3 Jul 2016 3:28
Michael Cimino, o realizador americano de "O Caçador" (1978), morreu no dia 2 de Julho — contava 77 anos. A notícia foi divulgada no Twitter, por Thierry Fremaux, director do Festival de Cannes.
A lista de projectos não concretizados de Cimino é maior que a dos filmes que, realmente, assinou — sete longas-metragens, para sermos exactos. Isto porque os dramáticos problemas que envolveram a produção de "As Portas do Céu" (1980), a começar pela meteórica ultrapassagem do orçamento, lhe criaram problemas crescentes no seio da indústria de Hollywood.
Cimino foi, afinal, um símbolo exemplar da geração dos chamados "movie brats" que, ao longo dos anos 60/70, transfiguraram a paisagem do cinema americano (tal como Peter Bogdanovich e Francis Ford Coppola, nasceu em 1939). Curiosamente, a sua afirmação começou como argumentista, por exemplo em "Magnum Force" (1973), filme que serviu de sequela a "Dirty Harry" (1971), com Clint Eastwood.
O próprio Eastwood ajudou a criar condições para que Cimino se estreasse na realização no filme que protagonizou logo após "Magnum Force" — chamou-se "Thunderbolt and Lightfoot" (1974), tinha de novo argumento de Cimino e retratava um veterano assaltante de bancos num registo mais ou menos paródico (foi lançado entre nós como "A Última Golpada").
Quatro anos mais tarde, com "O Caçador", Cimino seria consagrado como um dos nomes essenciais do "New Hollywood": através da história de um grupo de amigos da Pensilvânia que vão combater no Vietname, era a própria identidade americana que se apresentava revista num registo visceralmente trágico. No seu elenco figuravam, entre outros, Robert De Niro, Christopher Walken e Meryl Streep.

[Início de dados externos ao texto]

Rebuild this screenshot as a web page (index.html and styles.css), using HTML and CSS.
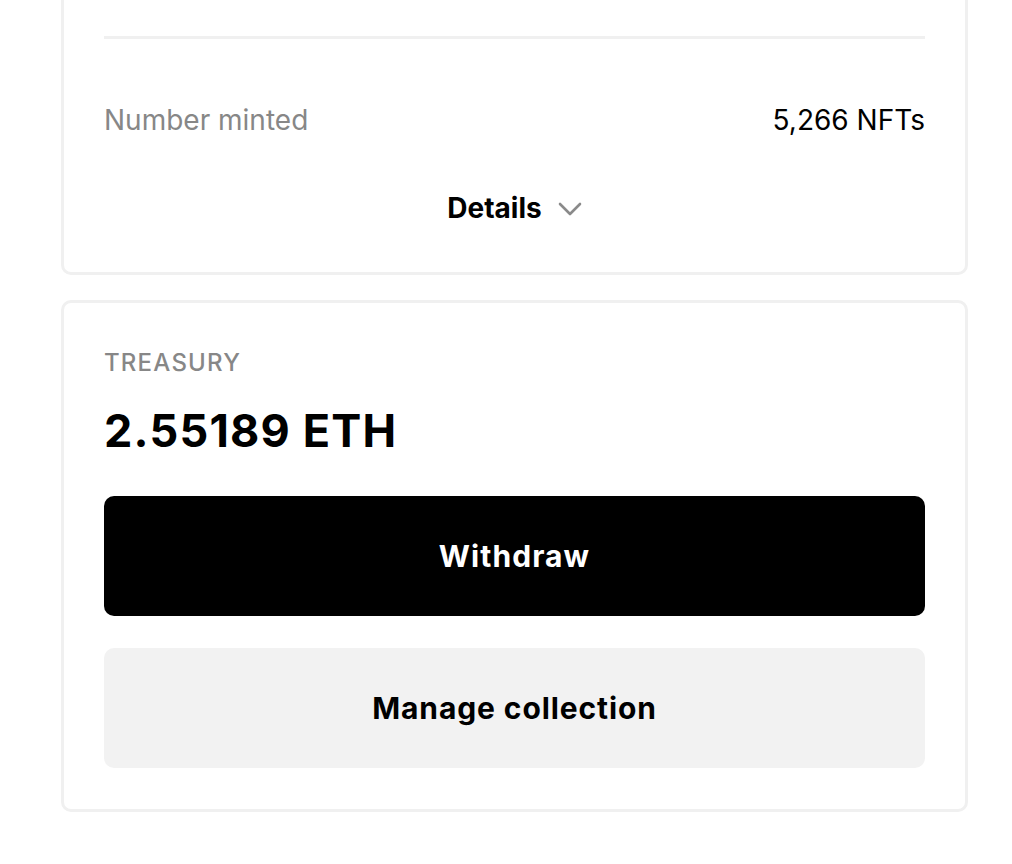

Arrebatou cinco Oscars, dois dos quais para o próprio Cimino: melhor realizador e melhor filme de 1978 (Cimino ganhou na qualidade de co-produtor).
Logo a seguir, as atribulações de "As Portas do Céu", uma revisão crítica de muitas convenções do western clássico, conduziram ao desmantelar do próprio estúdio produtor (United Artists), transformando Cimino num "marginal" da indústria. O filme é habitualmente citado como peça decisiva no fim de uma era de renovação, quanto mais não seja porque, a partir daí, os estúdios decidiram estabelecer muito mais apertados mecanismos de controle do trabalho dos realizadores. Com o passar dos anos, suscitou diversas releituras que valorizam a sua importância histórica.
Cimino ainda realizou: "O Ano do Dragão" (1985), um thriller com Mickey Rourke; "O Siciliano" (1987), sobre Salvatore Giuliano, a partir de um livro de Mario Puzo; "A Noite do Desespero" (1990), de novo com Rourke, refazendo o clássico "Horas de Desespero" (1955), de William Wyler; e "Espírito do Sol" (1996), tentativa poética de revisitar a herança mitológica do western.
O certo é que Cimino nunca conseguiu recuperar o reconhecimento da sua época de glória, nem mesmo no plano estritamente comercial. Vivia em França, tendo já publicado dois romances. Em 2001, o Ministério da Cultura de França atribuiu-lhe a medalha de Cavaleiro das Artes e das Letras. O seu derradeiro trabalho como realizador foi um dos episódios de "Cada um o Seu Cinema" (2007), com que o Festival de Cannes assinalou a sua 60ª edição.